In the 2011 film, Sherlock Holmes: A Game of Shadows, Professor James Moriarty signs copies of The Dynamics of an Asteroid in Paris. His signature is an elegant scrawl from a fountain pen as he speaks in effortless French to those who have come to praise him. A man in an inconspicuous tweed suit slides into the empty seat next the Professor, a pair of opera tickets in his hands. There is a long pause as he waits for Moriarty to address him. Finally, the Professor turns, only slightly, to look at the man at his side: “My ticket?” The man nods, gesturing with the object in question. “Unfortunately,” the Professor says, “you won’t be needing yours.” The man’s expression is largely unreadable as he looks back down at the tickets in his hands, but his sardonic tone is telling: “It’s a shame, Professor. I was looking forward to Don Giovanni.” The identity of the man in the unprepossessing suit isn’t officially revealed as Colonel Sebastian Moran until a bit later in the film, but there are enough clues in even that brief scene for the viewer to make the logical deduction on his or her own. For is that not how we always picture Colonel Moran – the slightly uncouth man on Moriarty’s right hand?
Paul Anderson as Colonel Sebastian Moran and Jared Harris as Professor James Moriarty |
Jeremy Brett as Sherlock Holmes and Patrick Allen as Colonel Moran |
At the end of EMPT, the Great Detective seems more than confident that the Colonel will no longer be a concern, but Moran doesn’t disappear from the Canon entirely. In “The Illustrious Client,” which according to William Baring-Gould’s chronology takes place in 1902, Holmes comments: “If your man is more dangerous than the late Professor Moriarty, or than the living Colonel Sebastian Moran, then he is indeed worth meeting.” And in “His Last Bow,” which according to the same chronology takes place in 1914: “The old sweet song… How often have I heard it in days gone by! It was a favourite ditty of the late lamented Professor Moriarty. Colonel Sebastian Moran has also been known to warble it.” This means that Moran was most definitely alive as of 1902, and most probably alive as of 1914 (Holmes refers to the Colonel in the present tense, but a life of international espionage is a busy one, so it might be worth arguing that Holmes’s information could be outdated). Surviving an incarceration of twenty years or more certainly shows a certain resilience of character, or perhaps just a mulish intractability.

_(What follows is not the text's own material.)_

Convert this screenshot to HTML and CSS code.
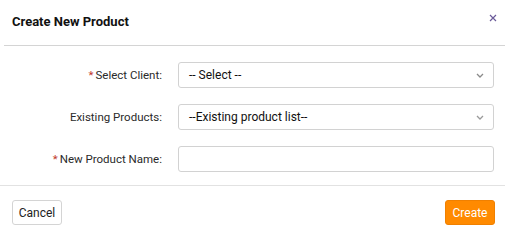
FILE: index.html
```html
<!DOCTYPE html>
<html lang="en">
<head>
<meta charset="utf-8">
<title>Create New Product</title>
<link rel="stylesheet" href="styles.css">
</head>
<body>
<div class="modal">
  <div class="modal-header">
    <h1 class="title">Create New Product</h1>
    <button class="close" aria-label="Close">
      <svg width="8" height="8" viewBox="0 0 8 8"><path d="M1 1L7 7M7 1L1 7" stroke="#6b5b9a" stroke-width="1.2" fill="none"/></svg>
    </button>
  </div>
  <div class="modal-body">
    <div class="row">
      <label class="label"><span class="req">*</span>Select Client:</label>
      <div class="field select"><span>-- Select --</span>
        <svg class="chev" width="8" height="5" viewBox="0 0 8 5"><path d="M1 1L4 4L7 1" stroke="#8a8a8a" stroke-width="1.3" fill="none"/></svg>
      </div>
    </div>
    <div class="row">
      <label class="label">Existing Products:</label>
      <div class="field select"><span>--Existing product list--</span>
        <svg class="chev" width="8" height="5" viewBox="0 0 8 5"><path d="M1 1L4 4L7 1" stroke="#9a9a9a" stroke-width="1.3" fill="none"/></svg>
      </div>
    </div>
    <div class="row">
      <label class="label"><span class="req">*</span>New Product Name:</label>
      <div class="field"></div>
    </div>
  </div>
  <div class="modal-footer">
    <button class="btn btn-cancel">Cancel</button>
    <button class="btn btn-create">Create</button>
  </div>
</div>
</body>
</html>
```

FILE: styles.css
```css
* { box-sizing: border-box; }
html, body { margin: 0; padding: 0; background: #fff; }
body {
  font-family: "Roboto", "Liberation Sans", sans-serif;
  color: #222;
}
.modal { width: 505px; }
.modal-header {
  display: flex;
  align-items: center;
  justify-content: space-between;
  height: 46px;
  margin-left: 4px;
  padding: 0 8px 2px 8px;
  border-bottom: 1px solid #d4d4d4;
}
.title {
  margin: 0;
  font-size: 13px;
  font-weight: 700;
  color: #111;
}
.close {
  border: 0;
  background: none;
  padding: 0;
  width: 8px;
  height: 8px;
  display: flex;
  margin-top: -8px;
  margin-right: 0;
}
.modal-body {
  display: flex;
  flex-direction: column;
  gap: 16px;
  padding: 16px 11px 13px 0;
  border-bottom: 1px solid #e2e2e2;
}
.row {
  display: flex;
  align-items: center;
  gap: 16px;
}
.label {
  width: 162px;
  text-align: right;
  font-size: 11.5px;
  color: #2a2a2a;
}
.req { color: #c0392b; margin-right: 2px; }
.field {
  flex: 1;
  height: 26px;
  border: 1px solid #d2d2d2;
  border-radius: 3px;
  display: flex;
  align-items: center;
  justify-content: space-between;
  padding: 0 9px 0 10px;
  font-size: 12px;
  color: #111;
}
.chev { margin-top: 1px; }
.modal-footer {
  display: flex;
  justify-content: space-between;
  padding: 14px 10px 0 12px;
}
.btn {
  height: 25px;
  border-radius: 3px;
  font-family: inherit;
  font-size: 12px;
  padding: 0;
}
.btn-cancel {
  width: 50px;
  background: #fff;
  border: 1px solid #d4d4d4;
  color: #222;
}
.btn-create {
  width: 50px;
  background: #ff8a00;
  border: 1px solid #f08000;
  color: #fff;
}
```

At the end of A Game of Shadows, Moran covertly executes Professor Moriarty’s undercover assassin (discreetly, with a blowgun) and then walks out of the Swiss chateau, into the shadows, and away from Professor Moriarty, who is currently engaged in a cerebral battle out on the balcony with Sherlock Holmes. Dr. Watson runs towards his friend, while the Colonel just simply walks away, his intended direction unknown. It is a curious divergence, but not entirely unexpected. As Holmes himself points out in EMPT:
"There are some trees, Watson, which grow to a certain height, and then suddenly develop some unsightly eccentricity. You will see it often in humans. I have a theory that the individual represents in his development the whole procession of his ancestors, and that such a sudden turn to good or evil stands for some strong influence which came into the line of his pedigree. The person becomes, as it were, the epitome of the history of his own family... Whatever the cause, Colonel Moran began to go wrong."
The Great Detective refers to Colonel Moran as a shikari, which is a Persian word in two parts: the main “Shikar,” meaning “of hunting” and the suffix “i” denoting possession. And it would seem that Moran too was a character in two parts. He comprises a certain cold reservation that made him equal to sit beside Professor Moriarty, but also a contrary savagery that made him effective in his role. Like so many remarkable characters, it is the dichotomy that makes Moran interesting, makes him memorable. Sherlockians return to Colonel Sebastian Moran not simply because he sits beside Professor Moriarty, but because he stands on his own, and cuts his own path.